Start

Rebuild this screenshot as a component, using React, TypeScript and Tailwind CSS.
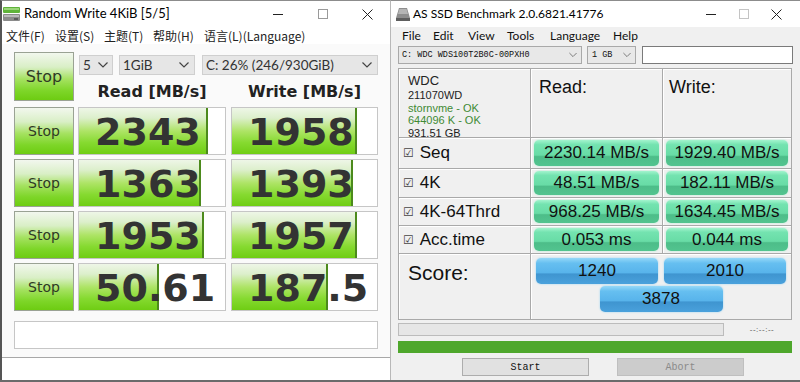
import React from "react";

const UI = { fontFamily: "Lato, 'Noto Sans CJK SC', sans-serif" };
const ARIAL = { fontFamily: "'Liberation Sans', Arial, sans-serif" };
const MONO = { fontFamily: "'Liberation Mono', monospace" };
const BOLD = { fontFamily: "'DejaVu Sans', Verdana, sans-serif" };

function Min({ c = "#222" }: { c?: string }) {
  return (
    <svg width="10" height="10" viewBox="0 0 10 10">
      <line x1="0" y1="5.5" x2="10" y2="5.5" stroke={c} strokeWidth="1" />
    </svg>
  );
}
function Max({ c = "#222" }: { c?: string }) {
  return (
    <svg width="10" height="10" viewBox="0 0 10 10">
      <rect x="0.5" y="0.5" width="9" height="9" fill="none" stroke={c} strokeWidth="1" />
    </svg>
  );
}
function Close({ c = "#222" }: { c?: string }) {
  return (
    <svg width="11" height="11" viewBox="0 0 11 11">
      <path d="M0.5 0.5L10.5 10.5M10.5 0.5L0.5 10.5" stroke={c} strokeWidth="1" />
    </svg>
  );
}
function Chevron({ c = "#444", w = 10 }: { c?: string; w?: number }) {
  return (
    <svg width={w} height="6" viewBox="0 0 10 6">
      <polyline points="0.5,0.5 5,5 9.5,0.5" fill="none" stroke={c} strokeWidth="1.2" />
    </svg>
  );
}

function CdmIcon() {
  return (
    <svg width="17" height="15" viewBox="0 0 17 15">
      <rect x="0" y="0" width="17" height="6" rx="1" fill="#5fb33a" />
      <rect x="1" y="1" width="15" height="2" fill="#9bd67a" />
      <rect x="0" y="7" width="17" height="7" rx="1" fill="#8b8b8b" />
      <rect x="1" y="8" width="15" height="2" fill="#b9b9b9" />
      <rect x="11" y="11" width="4" height="2" fill="#5a5a5a" />
    </svg>
  );
}
function AsIcon() {
  return (
    <svg width="14" height="13" viewBox="0 0 14 13">
      <polygon points="3,0 11,0 14,10 0,10" fill="#8e8e8e" />
      <polygon points="3.5,1 10.5,1 12,6 2,6" fill="#b5b5b5" />
      <rect x="0" y="10" width="14" height="3" fill="#5e5e5e" />
    </svg>
  );
}

const rows = [
  { read: "2343", write: "1958", rf: 129, wf: 125 },
  { read: "1363", write: "1393", rf: 122, wf: 121 },
  { read: "1953", write: "1957", rf: 125, wf: 125 },
  { read: "50.61", write: "187.5", rf: 80, wf: 96 },
];

function StopBtn({ big }: { big?: boolean }) {
  return (
    <div
      className={`w-[60px] ${big ? "h-[49px] text-[16px]" : "h-full text-[14px]"} flex items-center justify-center border border-[#9aa294] bg-[linear-gradient(to_bottom,#f2f7ee_0%,#d9efc6_30%,#a6e262_55%,#7ed629_80%,#6dcc12_100%)] text-[#2f3a25]`}
      style={BOLD}
    >
      Stop
    </div>
  );
}

function Bar({ value, fill, w }: { value: string; fill: number; w: number }) {
  return (
    <div className="relative h-full border border-[#c6c6c6] bg-white flex items-center" style={{ width: w }}>
      <div
        className="absolute left-0 top-0 bottom-0 border-r-2 border-[#4c8a1c] bg-[linear-gradient(to_bottom,#eef6e7_0%,#dcefcb_22%,#aee466_50%,#86da30_75%,#6fcd14_100%)]"
        style={{ width: fill }}
      />
      <span
        className="relative pl-[16px] text-[38px] font-bold leading-none text-[#333333] mt-[2px]"
        style={BOLD}
      >
        {value}
      </span>
    </div>
  );
}

function LeftWindow() {
  return (
    <div className="w-[390px] h-full flex flex-col border-l-2 border-l-[#555555] border-t border-t-[#8c8c8c] bg-white" style={UI}>
      <div className="h-[26px] flex items-center bg-white">
        <div className="ml-[1px] mt-[1px]"><CdmIcon /></div>
        <span className="ml-[4px] text-[13px] text-black">Random Write 4KiB [5/5]</span>
        <div className="ml-auto flex h-full">
          <div className="w-[45px] flex items-center justify-center"><Min /></div>
          <div className="w-[45px] flex items-center justify-center"><Max c="#9a9a9a" /></div>
          <div className="w-[45px] flex items-center justify-center"><Close /></div>
        </div>
      </div>
      <div className="h-[17px] flex items-center pl-[4px] text-[12px] text-[#222]" style={{ fontFamily: "'Noto Sans CJK SC', sans-serif" }}>
        <span className="w-[49px]">文件(F)</span>
        <span className="w-[49px]">设置(S)</span>
        <span className="w-[49px]">主题(T)</span>
        <span className="w-[51px]">帮助(H)</span>
        <span>语言(L)(Language)</span>
      </div>
      <div className="h-[314px] bg-[#fafafa] border-b border-[#a8a8a8] pl-[12px] pt-[8px] flex flex-col">
        <div className="flex gap-[4px]">
          <StopBtn big />
          <div className="flex flex-col w-[300px]">
            <div className="mt-[3px] h-[20px] flex text-[13.5px] text-[#333]">
              <div className="ml-[1px] w-[34px] h-full bg-[#e6e6e6] border border-[#cfcfcf] flex items-center pl-[3px] pr-[4px] justify-between">
                <span>5</span><Chevron />
              </div>
              <div className="ml-[6px] w-[76px] h-full bg-[#e6e6e6] border border-[#cfcfcf] flex items-center pl-[3px] pr-[5px] justify-between">
                <span>1GiB</span><Chevron />
              </div>
              <div className="ml-[7px] w-[176px] h-full bg-[#e6e6e6] border border-[#cfcfcf] flex items-center pl-[3px] pr-[5px] justify-between">
                <span>C: 26% (246/930GiB)</span><Chevron />
              </div>
            </div>
            <div className="mt-[7px] h-[20px] flex leading-[20px] text-[16px] font-bold text-[#222]" style={BOLD}>
              <div className="w-[148px] text-center">Read [MB/s]</div>
              <div className="ml-[5px] w-[147px] text-center">Write [MB/s]</div>
            </div>
          </div>
        </div>
        <div className="mt-[5px] flex flex-col gap-[4px]">
          {rows.map((r, i) => (
            <div key={i} className="h-[48px] flex">
              <StopBtn />
              <div className="ml-[4px] h-full"><Bar value={r.read} fill={r.rf} w={148} /></div>
              <div className="ml-[5px] h-full"><Bar value={r.write} fill={r.wf} w={147} /></div>
            </div>
          ))}
        </div>
        <div className="mt-[10px] h-[28px] w-[364px] border border-[#c6c6c6] bg-white" />
      </div>
      <div className="flex-1 bg-white" />
    </div>
  );
}

function GreenCell({ text }: { text: string }) {
  return (
    <div className="bg-[#f0f0f0] shadow-[inset_1px_1px_0_#ffffff] px-[3px] py-[2px]">
      <div className="h-full rounded-[5px] flex items-center justify-center text-[17px] text-[#111] bg-[linear-gradient(to_bottom,#a3f4ce_0%,#74e3b0_18%,#68dca6_58%,#4dbd89_64%,#52c48f_100%)] shadow-[0_0_2px_#a6eccd]">
        {text}
      </div>
    </div>
  );
}

function Label({ text }: { text: string }) {
  return (
    <div className="bg-[#f0f0f0] shadow-[inset_1px_1px_0_#ffffff] flex items-center pl-[4px] text-[17px] text-[#111]">
      <span className="text-[12px] text-[#444]" style={BOLD}>☑</span>
      <span className="ml-[6px]">{text}</span>
    </div>
  );
}

function BlueBtn({ text, cls }: { text: string; cls?: string }) {
  return (
    <div className={`h-[26px] rounded-[5px] flex items-center justify-center text-[17px] text-[#111] bg-[linear-gradient(to_bottom,#94d8f8_0%,#66bff0_20%,#58b4eb_56%,#3f95d0_62%,#4aa1dc_100%)] shadow-[0_0_2px_#8fd0f2] ${cls ?? ""}`}>
      {text}
    </div>
  );
}

function RightWindow() {
  return (
    <div className="w-[410px] h-full flex flex-col bg-[#f0f0f0] border-t border-t-[#8c8c8c] border-l border-l-[#b8b8b8]">
      <div className="h-[26px] flex items-center bg-white" style={UI}>
        <div className="ml-[5px]"><AsIcon /></div>
        <span className="ml-[3px] text-[12px] text-black">AS SSD Benchmark 2.0.6821.41776</span>
        <div className="ml-auto flex h-full pr-[7px]">
          <div className="w-[33px] flex items-center justify-center"><Min /></div>
          <div className="w-[33px] flex items-center justify-center"><Max c="#c4c4c4" /></div>
          <div className="w-[33px] flex items-center justify-center"><Close /></div>
        </div>
      </div>
      <div className="h-[17px] flex items-center pl-[11px] text-[12px] text-[#111]" style={UI}>
        <span className="w-[31px]">File</span>
        <span className="w-[35px]">Edit</span>
        <span className="w-[39px]">View</span>
        <span className="w-[43px]">Tools</span>
        <span className="w-[63px]">Language</span>
        <span>Help</span>
      </div>
      <div className="mt-[2px] h-[18px] flex pl-[7px] text-[8.5px] text-[#111]" style={MONO}>
        <div className="w-[184px] h-full bg-[#e8e8e8] border border-[#a9a9a9] flex items-center justify-between pl-[3px] pr-[4px]">
          <span>C: WDC WDS100T2B0C-00PXH0</span><Chevron c="#777" w={8} />
        </div>
        <div className="ml-[5px] w-[49px] h-full bg-[#e8e8e8] border border-[#a9a9a9] flex items-center justify-between pl-[4px] pr-[4px]">
          <span>1 GB</span><Chevron c="#777" w={8} />
        </div>
        <div className="ml-[6px] w-[151px] h-full bg-white border border-[#7a7a7a]" />
      </div>
      <div
        className="mt-[4px] ml-[7px] w-[394px] h-[252px] grid grid-cols-[131px_131px_128px] grid-rows-[68px_30px_28px_27px_27px_65px] gap-px p-px bg-[#a9a9a9]"
        style={ARIAL}
      >
        <div className="bg-[#f0f0f0] shadow-[inset_1px_1px_0_#ffffff] pl-[9px] pt-[4px] text-[11px] leading-[12.5px] text-[#222]">
          <div className="text-[13px] leading-[15px]">WDC</div>
          <div className="mt-[1px]">211070WD</div>
          <div className="text-[#3f8a34]">stornvme - OK</div>
          <div className="text-[#3f8a34]">644096 K - OK</div>
          <div>931.51 GB</div>
        </div>
        <div className="bg-[#f0f0f0] shadow-[inset_1px_1px_0_#ffffff] pl-[8px] pt-[5px] text-[18px] text-[#111]">Read:</div>
        <div className="bg-[#f0f0f0] shadow-[inset_1px_1px_0_#ffffff] pl-[6px] pt-[5px] text-[18px] text-[#111]">Write:</div>

        <Label text="Seq" />
        <GreenCell text="2230.14 MB/s" />
        <GreenCell text="1929.40 MB/s" />

        <Label text="4K" />
        <GreenCell text="48.51 MB/s" />
        <GreenCell text="182.11 MB/s" />

        <Label text="4K-64Thrd" />
        <GreenCell text="968.25 MB/s" />
        <GreenCell text="1634.45 MB/s" />

        <Label text="Acc.time" />
        <GreenCell text="0.053 ms" />
        <GreenCell text="0.044 ms" />

        <div className="bg-[#f0f0f0] shadow-[inset_1px_1px_0_#ffffff] pl-[9px] pt-[3px] text-[21px] text-[#111]">Score:</div>
        <div className="col-span-2 bg-[#f0f0f0] shadow-[inset_1px_1px_0_#ffffff] px-[5px] pt-[4px] flex flex-col">
          <div className="grid grid-cols-2 gap-[6px]">
            <BlueBtn text="1240" />
            <BlueBtn text="2010" />
          </div>
          <div className="mt-[2px] flex justify-center">
            <BlueBtn text="3878" cls="w-[123px]" />
          </div>
        </div>
      </div>
      <div className="mt-[3px] ml-[7px] h-[13px] flex items-center">
        <div className="w-[326px] h-full bg-[#e6e6e6] border border-[#bcbcbc]" />
        <div className="flex-1 text-center text-[8px] text-[#555] tracking-[0.5px]" style={ARIAL}>--:--:--</div>
      </div>
      <div className="mt-[5px] ml-[7px] w-[394px] h-[12px] bg-[#4ea72c]" />
      <div className="mt-[5px] h-[18px] flex text-[10px]" style={MONO}>
        <div className="ml-[71px] w-[127px] h-full bg-[#e1e1e1] border border-[#adadad] flex items-center justify-center text-[#111]">Start</div>
        <div className="ml-[28px] w-[127px] h-full bg-[#cccccc] border border-[#bfbfbf] flex items-center justify-center text-[#8a8a8a]">Abort</div>
      </div>
    </div>
  );
}

export default function App() {
  return (
    <div className="w-[800px] h-[382px] overflow-hidden bg-white flex border-b-2 border-[#6b6b6b]">
      <LeftWindow />
      <RightWindow />
    </div>
  );
}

End

TASK> Skip every picture and return the lines above from the top through the one that contains "import React from".

EXERCISE RESPONSE>
Rebuild this screenshot as a component, using React, TypeScript and Tailwind CSS.
import React from "react";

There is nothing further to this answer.